Controls egress traffic via an internal proxy sidecar.

  • allowed_hosts: Accepts Domain Names or IP Addresses.
  • Security: The proxy sidecar will reject any IP literal that is not explicitly defined in this list, preventing "raw IP" bypasses of domain filters.
  • allowlist_env(): Serializes the policy into a string format (host:port,host:port) consumed by the proxy server.

FileResource

Defines a secure bridge between the host filesystem and the sandbox.
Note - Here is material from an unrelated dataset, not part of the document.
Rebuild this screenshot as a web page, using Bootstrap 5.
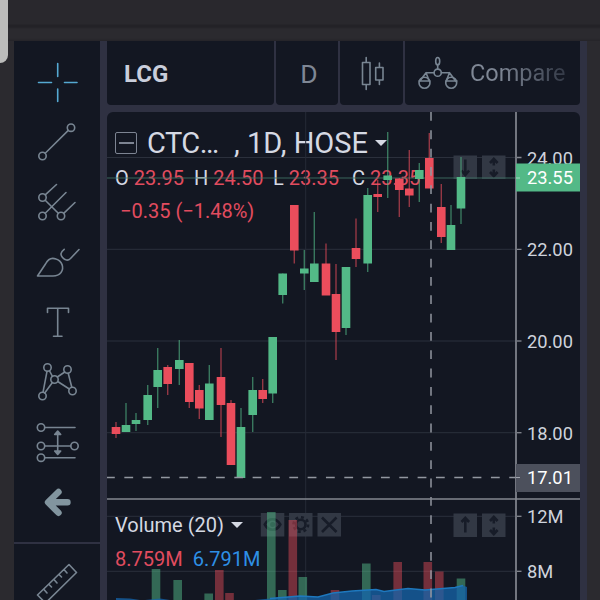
<!DOCTYPE html>
<html lang="en">
  <head>
    <meta charset="UTF-8" />
    <meta name="viewport" content="width=device-width, initial-scale=1.0" />
    <title>LCG Chart</title>
    <!-- Bootstrap CSS -->
    <link
      href="https://cdn.jsdelivr.net/npm/bootstrap@5.3.0/dist/css/bootstrap.min.css"
      rel="stylesheet"
    />
    <style>
      body {
        background: #2b2a2f;
        color: #d5d9e3;
        font-family: Roboto, sans-serif;
        line-height: 1;
      }
      .bezel {
        height: 41px;
        background: linear-gradient(#29282d 0 24px, #232227 25px 27px, #2b2a2f 29px 38px, #252429);
      }
      .knob {
        width: 8px;
        height: 63px;
        background: #bcbcbb;
        border-bottom-right-radius: 8px;
      }
      .app-shell {
        height: 559px;
        margin-left: 14px;
        margin-right: 13px;
        background: #2f3142;
      }
      .tools {
        width: 86px;
        background: #131722;
        padding-top: 12px;
      }
      .tools svg,
      .top-tabs svg {
        fill: none;
        stroke: #788592;
        stroke-width: 1.6;
        stroke-linecap: round;
        stroke-linejoin: round;
      }
      .tools svg { flex: none; width: 60px; height: 60px; }
      .tools .active { stroke: #55a9d2; }
      .tools .back { stroke: #82959f; stroke-width: 6.4; }
      .tool-split { height: 2px; margin: 9px 0; background: #2f3142; }
      .workspace { width: 473px; margin-left: 7px; }
      .top-tabs { height: 64px; gap: 2px; margin-bottom: 7px; }
      .top-tabs > div {
        background: #131722;
        border-radius: 0 0 4px 4px;
        color: #7f8795;
      }
      .tab-symbol { width: 167px; padding: 2px 0 0 17px; }
      .tab-symbol span { font-size: 24px; font-weight: 700; color: #c9cedb; }
      .tab-day { width: 62px; font-size: 26.5px; padding: 3px 0 0 4px; }
      .tab-style { width: 63px; }
      .tab-compare span {
        font-size: 23.5px;
        padding-top: 2px;
        background: linear-gradient(90deg, #7f8795 30%, #333946);
        -webkit-background-clip: text;
        background-clip: text;
        color: transparent;
      }
      .chart-box {
        height: 488px;
        background: #131722;
        border-radius: 6px 6px 0 0;
      }
      .legend-main { padding: 15px 0 0 8px; }
      .legend-title { font-size: 29px; height: 32px; }
      .legend-title .ticker { margin-left: 10px; width: 87px; letter-spacing: -0.5px; }
      .fold-box { width: 22px; height: 22px; border: 1.5px solid #7d8492; border-radius: 2px; }
      .fold-box i { width: 15px; height: 1.5px; background: #7d8492; }
      .tri {
        margin-left: 7px;
        border-left: 6.5px solid transparent;
        border-right: 6.5px solid transparent;
        border-top: 6.5px solid #d5d9e3;
      }
      .ohlc { font-size: 20px; margin-top: 9px; }
      .ohlc > span { width: 79px; }
      .ohlc .down { margin-left: 5px; }
      .down { color: #e14c5f; }
      .avg { color: #2e90e6; }
      .legend-change { font-size: 20px; margin: 13px 0 0 5px; }
      .legend-volume { top: 403px; left: 8px; font-size: 20px; }
      .volume-values { margin-top: 14px; gap: 10px; }
      .plot text { font-size: 18.3px; fill: #cfd3dc; }
    </style>
  </head>
  <body class="overflow-hidden">
    <div class="bezel"></div>
    <div class="knob position-absolute top-0 start-0"></div>

    <div class="app-shell d-flex">
      <!-- Drawing tools -->
      <div class="tools d-flex flex-column align-items-center flex-shrink-0">
        <svg class="active" viewBox="0 0 60 60"><path d="M11.5 29.5H24.5M37.5 29.5H50M30.7 10.5V23.5M30.7 36V48.5" /></svg>
        <svg viewBox="0 0 60 60"><circle cx="15.5" cy="43" r="3.7" /><circle cx="44" cy="14.7" r="3.7" /><path d="M18.2 40.3L41.3 17.4" /></svg>
        <svg viewBox="0 0 60 60">
          <circle cx="15.5" cy="24.5" r="3.7" /><circle cx="15.5" cy="43" r="3.7" /><circle cx="34" cy="43" r="3.7" />
          <path d="M18.2 21.8L29.5 11.5M18.2 27.2L31.3 40.3M18.2 40.3L39 19.5M36.7 40.3L48 29.5" />
        </svg>
        <svg viewBox="0 0 60 60">
          <path d="M10.5 43L18.5 31C21 26 25 24.5 29 26C35 28 37.5 34.5 34 39.5C32 42 29.5 43 26 43Z" />
          <path d="M37.2 16.3C33 19.5 33.5 22 35.5 24.5C38 27.5 41 28 43.5 25.5L52 16.5" />
        </svg>
        <svg viewBox="0 0 60 60"><path d="M20.5 19.5V15.2H41.5V19.5M30.7 15.2V43.3M26.5 43.3H35" /></svg>
        <svg viewBox="0 0 60 60">
          <circle cx="20.5" cy="14.5" r="3.7" /><circle cx="40.5" cy="16.5" r="3.7" /><circle cx="27.5" cy="26.5" r="3.7" />
          <circle cx="45.5" cy="38" r="3.7" /><circle cx="15.5" cy="43" r="3.7" />
          <path d="M20 18.3L16 39.3M22.5 17.8L25.5 23.5M37.8 19L30.3 24M41.2 20.2L44.8 34.3M30.7 28.5L42.3 36M25.4 29.5L17.7 40" />
        </svg>
        <svg viewBox="0 0 60 60">
          <circle cx="14" cy="14.5" r="3.7" /><circle cx="14" cy="33" r="3.7" /><circle cx="47.5" cy="33" r="3.7" /><circle cx="14" cy="44.7" r="3.7" />
          <path d="M17.7 14.5H48M17.7 33H43.8M17.7 44.7H48M30.7 20V40" />
          <path fill="#788592" d="M27.7 21.5L30.7 18L33.7 21.5ZM27.7 38L30.7 41.5L33.7 38Z" />
        </svg>
        <svg class="back" viewBox="0 0 60 60"><path d="M31.5 19L21 29.3L31.5 39.8M22 29.3H40.5" /></svg>
        <div class="tool-split align-self-stretch flex-shrink-0"></div>
        <svg viewBox="0 0 60 60">
          <path d="M42 11.5L49.5 19.5L18.5 50L10.5 42ZM37 16.5L40 20M32 21.5L34.5 24M27 26.5L30 30M22 31.5L24.5 34M17 36.5L20 40" />
        </svg>
      </div>

      <div class="workspace flex-shrink-0">
        <!-- Header -->
        <div class="top-tabs d-flex">
          <div class="tab-symbol d-flex align-items-center"><span>LCG</span></div>
          <div class="tab-day d-flex align-items-center justify-content-center">D</div>
          <div class="tab-style">
            <svg width="63" height="64" viewBox="0 0 63 64">
              <path d="M22.5 21.5H30V43.5H22.5ZM26.2 16.5V21.5M26.2 43.5V48.5M35.7 26.5H43V39H35.7ZM39.4 22V26.5M39.4 39V43.5" />
            </svg>
          </div>
          <div class="tab-compare d-flex align-items-center flex-grow-1">
            <svg width="65" height="64" viewBox="0 0 65 64">
              <ellipse cx="32.7" cy="20.2" rx="2" ry="3.7" /><circle cx="32.7" cy="31.7" r="3.6" />
              <path d="M32.7 24V28M29 31.7H21L14.5 40.5M21 31.7L24.5 40.5M36.4 31.7H44.5L41 40.5M44.5 31.7L51 40.5M14 40H25M41 40H52" />
              <circle cx="19.5" cy="41.8" r="5.5" /><circle cx="46.2" cy="41.8" r="5.5" />
            </svg>
            <span>Compare</span>
          </div>
        </div>

        <!-- Chart -->
        <div class="chart-box position-relative overflow-hidden">
          <div class="legend-main">
            <div class="legend-title d-flex align-items-center">
              <div class="fold-box d-flex align-items-center justify-content-center"><i></i></div>
              <span class="ticker">CTC…</span><span>, 1D, HOSE</span>
              <div class="tri"></div>
            </div>
            <div class="ohlc d-flex" id="ohlc"></div>
            <div class="legend-change down">−0.35 (−1.48%)</div>
          </div>
          <div class="legend-volume position-absolute">
            <div class="d-flex align-items-center">Volume (20)<div class="tri"></div></div>
            <div class="volume-values d-flex"><span class="down">8.759M</span><span class="avg">6.791M</span></div>
          </div>
          <svg class="plot position-absolute top-0 start-0" id="plot" width="473" height="488" viewBox="107 112 473 488"></svg>
        </div>
      </div>
    </div>

    <script>
      const GREEN = "#53b987";
      const RED = "#eb4d5c";

      // x, high, body top, body bottom, low, up
      const candles = [
        [116, 422, 427, 434, 438, 0],
        [126, 403, 425, 432, 432, 1],
        [136, 413, 420, 424, 431, 1],
        [147.7, 385, 395, 420, 425, 1],
        [157.7, 348, 370, 387, 408, 1],
        [167.7, 365, 367, 384, 395, 0],
        [179.3, 340, 360, 369, 385, 1],
        [189.3, 363, 363, 402, 408, 0],
        [199.3, 385, 390, 408.5, 419, 0],
        [209.3, 365, 383.5, 420, 420, 1],
        [221, 348, 377, 405, 437, 0],
        [231, 400, 403, 465, 465, 0],
        [241, 408, 427, 478, 478, 1],
        [252.7, 377, 390, 415, 432, 1],
        [262.7, 379, 390, 399, 403, 0],
        [272.7, 337, 337, 393.5, 403, 1],
        [282.7, 273.5, 273.5, 295, 303.5, 1],
        [294.3, 205, 205, 250.5, 263.5, 0],
        [304.3, 250, 268.5, 273.5, 290, 1],
        [314.3, 212, 263.5, 282, 282, 1],
        [326, 243.5, 263.5, 295.5, 295, 0],
        [336, 264, 294, 332, 360, 0],
        [346, 267, 267, 328, 335, 1],
        [356, 218.5, 248, 259, 267, 0],
        [367.7, 188, 195, 263.5, 272, 1],
        [377.7, 180, 194, 197, 212, 0],
        [387.7, 132, 175.5, 180, 198, 1],
        [399.3, 178, 178.5, 190, 217, 0],
        [409.3, 150, 188.5, 195.5, 207, 0],
        [419.3, 163, 170, 179, 202, 1],
        [429.3, 133, 158, 188.5, 188, 0],
        [441.3, 184, 207, 237, 243, 0],
        [451, 205, 225, 250, 250, 1],
        [461, 157, 177, 208.5, 224, 1],
      ];

      // x, top, up
      const volumes = [
        [156, 569, 1], [177.7, 580, 1], [208.7, 593.5, 1], [219.3, 570, 0],
        [229.5, 593, 0], [271.3, 512, 1], [282.3, 590, 1], [292.8, 520, 0],
        [302.8, 577, 1], [335, 590, 0], [366.3, 563.5, 1], [376.3, 595, 0],
        [397.7, 562, 0], [427.8, 562, 0], [439.3, 571.5, 0], [461, 578.5, 1],
      ];

      const labels = [
        [157.5, "24.00"], [249.3, "22.00"], [341, "20.00"], [432.7, "18.00"],
        [516.3, "12M"], [571.3, "8M"],
      ];

      function line(x1, y1, x2, y2, color, width = 1, extra = "") {
        return `<line x1="${x1}" y1="${y1}" x2="${x2}" y2="${y2}" stroke="${color}" stroke-width="${width}" ${extra}/>`;
      }

      function rect(x, y, w, h, fill, opacity = 1) {
        return `<rect x="${x}" y="${y}" width="${w}" height="${h}" fill="${fill}" opacity="${opacity}"/>`;
      }

      // small square pane button with a glyph drawn on a 24x24 grid
      function paneButton(x, y, glyph) {
        return `<g transform="translate(${x} ${y})"><rect width="23.5" height="23.5" fill="#323844"/>
          <g fill="none" stroke="#171c28" stroke-width="2.6">${glyph}</g></g>`;
      }

      const upDown = '<path d="M11.8 4V10M8 7.5L11.8 3.5L15.6 7.5M11.8 14V20M8 16.5L11.8 20.5L15.6 16.5"/>';

      function drawPlot() {
        let out = "";

        labels.forEach(([y]) => {
          out += line(107, y, 515, y, "#2b303c", 1);
        });
        out += line(305.7, 112, 305.7, 600, "#262b37", 1);

        out += paneButton(453.5, 155.5, '<path d="M11.8 4V19M8 15L11.8 19.5L15.6 15"/>');
        out += paneButton(482, 155.5, upDown);
        out += paneButton(453.5, 513.5, '<path d="M11.8 19V5M8 8.5L11.8 4.5L15.6 8.5"/>');
        out += paneButton(482, 513.5, upDown);
        out += paneButton(260.8, 513, '<path d="M4 11.5C8 4.5 15.5 4.5 19.5 11.5C15.5 18.5 8 18.5 4 11.5Z"/><circle cx="11.8" cy="11.5" r="1.2"/>');
        out += paneButton(289, 513, '<circle cx="11.8" cy="11.5" r="4.7"/><circle cx="11.8" cy="11.5" r="7.3" stroke-dasharray="2.9 2.83"/>');
        out += paneButton(317.5, 513, '<path d="M4.5 4.5L19 19M19 4.5L4.5 19"/>');

        volumes.forEach(([x, top, up]) => {
          out += rect(x - 4.3, top, 8.6, 600 - top, up ? GREEN : RED, up ? 0.5 : 0.45);
        });
        // moving average area
        out += '<path d="M116 600V598L130 598.5L140 600ZM145 600L160 598.5L170 600ZM255 600L270 598.5L300 596L318 597L333 593L352 591L376 589.5L384 591.5L408 588.5L425 590L455 587.5L463 585.5L467 587V600Z" fill="#1565ac" opacity="0.75"/>';
        out += '<path d="M270 598.5L300 596L318 597L333 593L352 591L376 589.5L384 591.5L408 588.5L425 590L455 587.5L463 585.5" fill="none" stroke="#1e78be" stroke-width="1.3"/>';

        out += line(107, 178, 516, 178, "#417566", 1, 'opacity="0.85"');
        candles.forEach(([x, high, top, bottom, low, up]) => {
          const color = up ? GREEN : RED;
          out += line(x, high, x, low, color, 1.4, 'opacity="0.6"');
          out += rect(x - 4.3, top, 8.6, bottom - top, color);
        });

        // crosshair
        out += line(431, 112, 431, 600, "#9297a0", 1.5, 'stroke-dasharray="8.8 9.53"');
        out += line(107, 477.5, 516, 477.5, "#9297a0", 1.5, 'stroke-dasharray="8.8 9.53" stroke-dashoffset="1"');

        // axes
        out += line(107, 499, 580, 499, "#858891", 1.5);
        out += line(516, 112, 516, 600, "#858891", 1.7);
        labels.forEach(([y, text]) => {
          out += line(517, y, 521.5, y, "#858891", 1.3);
          out += `<text x="527" y="${y + 7}">${text}</text>`;
        });
        out += rect(516, 163.5, 64, 28, GREEN) + '<text x="527" y="184" style="fill:#fff">23.55</text>';
        out += rect(516, 464, 64, 28, "#4c505c") + '<text x="527" y="484" style="fill:#fff">17.01</text>';
        out += line(516, 178, 520, 178, "#a5dcc2") + line(516, 477.5, 520, 477.5, "#a0a4ad");
        document.getElementById("plot").innerHTML = out;
      }

      function drawLegend() {
        const values = { O: "23.95", H: "24.50", L: "23.35", C: "23.35" };
        document.getElementById("ohlc").innerHTML = Object.entries(values)
          .map(([key, value]) => `<span>${key}<span class="down">${value}</span></span>`)
          .join("");
      }

      drawPlot();
      drawLegend();
    </script>

    <!-- Bootstrap JS -->
    <script src="https://cdn.jsdelivr.net/npm/bootstrap@5.3.0/dist/js/bootstrap.bundle.min.js"></script>
  </body>
</html>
  • host_path: The path relative to the agent process.
  • container_path: The path where the resource appears inside the sandbox (usually /data/...).
  • docker_host_path: Used for DooD (Docker-out-of-Docker). When the agent is itself a container, the Docker daemon needs the real host path to mount, not the path inside the agent's container.

SandboxConfig

The root specification object.

  • pool_size: Determines how many "warm" containers are kept ready.
  • scratch_size_mb: Size of the /workspace directory, which is mounted as a tmpfs (RAM-disk). Files here never touch the host disk and are wiped when the container is returned to the pool.
  • with_tool_dependencies(): A helper that clones the config while adding new pip requirements from the tool level.

6. Error Handling

  • ValueError (Configuration): Raised during ResourceLimits initialization if memory_mb is non-positive or if swap is less than memory.
  • ValueError (Runtime): Raised by infrastructure components if they attempt to build a sandbox that has not been registered in the ToolRegistry.
  • Network Isolation: If allowed_hosts is empty, is_isolated returns True. The system will skip the proxy setup, ensuring the container has no network interface at all.

7. Remarks

  • Path Translation Priority: In to_docker_mount, the framework prioritizes resolved_host_path (from the pool's prefix map), then docker_host_path, and finally host_path.
  • Python Version: The python_version string selects the base image (e.g., python:3.11-slim). Ensure the version corresponds to a valid tag on Docker Hub.
  • Resource Efficiency: Use scratch_size_mb judiciously. Since it is a tmpfs, it consumes host RAM directly and is not eligible for swap-out.